Sâniyen: Kerametler, keşfiyatlar; tarîkatta sülûk eden âmî ve yalnız imanı taklidî bulunan ve tahkik derecesine girmeyenlere, bazen zayıf olanları takviye ve vesveseli şüphelilere kanaat vermek içindir.

Halbuki Risale-i Nur’un imanî hakikatlerine gösterdiği hüccetler, hiçbir cihette vesveselere meydan vermediği gibi kanaat vermek cihetinde kerametlere, keşfiyatlara hiç ihtiyaç bırakmıyor. Onun verdiği iman-ı tahkikî; keşfiyat, zevkler ve kerametlerin çok fevkinde olmasından hakiki şakirdleri öyle keramet gibi şeyleri aramıyorlar.

Sâlisen: Risale-i Nur’un bir esası, kusurunu bilmekle mahviyetkârane yalnız rıza-i İlahî için rekabetsiz hizmet etmektir. Halbuki keramet sahipleri ve keşfiyattan zevklenen ehl-i tarîkatın mabeynindeki ihtilaf ve bir nevi rekabet ve bu enaniyet zamanında ehl-i gafletin nazarında onlara sû-i zan edip o mübarek zatları, benlik ve enaniyetle ittiham etmeleri gösteriyor ki Risale-i Nur’un şakirdleri şahsı için keramet ve keşfiyatlar istememek, peşinde koşmamak lâzım ve elzemdir.

Hem onun mesleğinde şahsa ehemmiyet verilmiyor. Şirket-i maneviye ve kardeşler birbirinde tefani noktasında Risale-i Nur’un mazhar olduğu binler keramet-i ilmiye ve intişar-ı hizmetteki teshilat ve çalışanların maişetindeki bereket gibi ikramat-ı İlahiye umuma kâfi gelir, daha başka şahsî kemalât ve kerameti aramıyorlar.
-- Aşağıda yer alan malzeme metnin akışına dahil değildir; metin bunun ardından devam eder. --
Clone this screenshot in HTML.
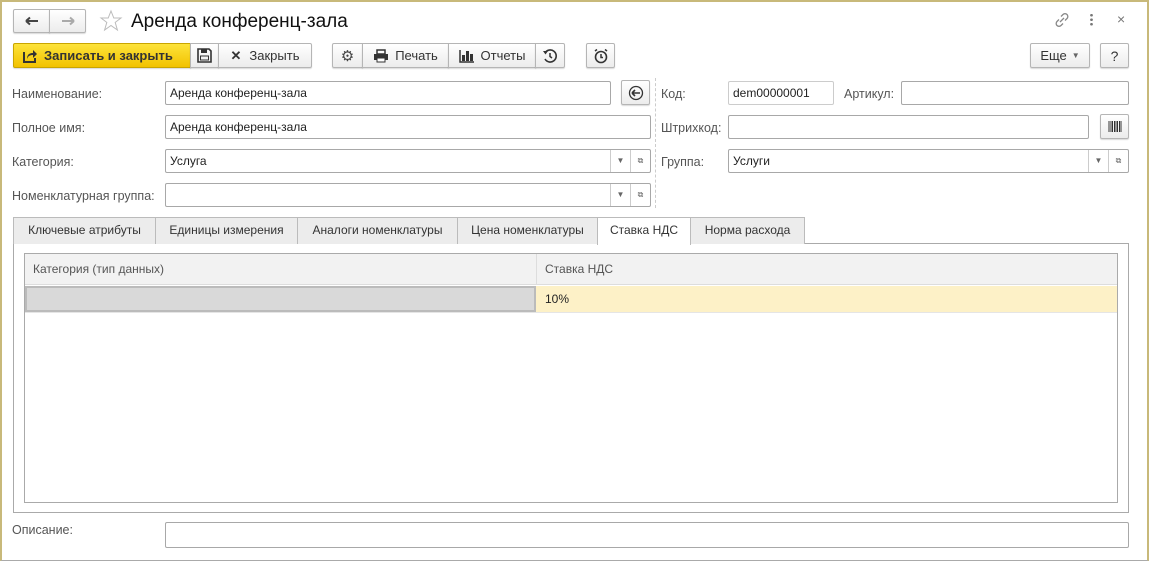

Râbian: Dünyanın yüz bahçesi, fâni olmak haysiyetiyle âhiretin bâki olan bir ağacına mukabil gelemez. Halbuki hazır lezzete meftun kör hissiyat-ı insaniye fâni hazır bir meyveyi, bâki uhrevî bir bahçeye tercih etmek cihetiyle, nefs-i emmare bu halet-i fıtriyeden istifade etmemek için Risale-i Nur şakirdleri ezvak-ı ruhaniyeyi ve keşfiyat-ı maneviyeyi dünyada aramıyorlar.

Risale-i Nur şakirdlerine bu noktada benzeyen eskiden bir zat, haremiyle beraber büyük bir makamda bulundukları halde, maişet müzayakası yüzünden haremi demiş zevcine: “İhtiyacımız şedittir.” Birden, altından bir kerpiç yanlarında hazır oldu.

Haremine dedi: “İşte cennetteki bizim kasrımızın bir kerpicidir.”

Birden o mübarek hanım demiş ki: “Gerçi çok muhtacız ve âhirette de çok böyle kerpiçlerimiz var fakat fâni bir surette bu zayi olmasın, o kasrımızdan bir kerpiç noksan olmasın. Dua et, yerine gitsin; bize lâzım değil.” Birden yerine gitti. Keşf ile gördüler diye rivayet edilmiş.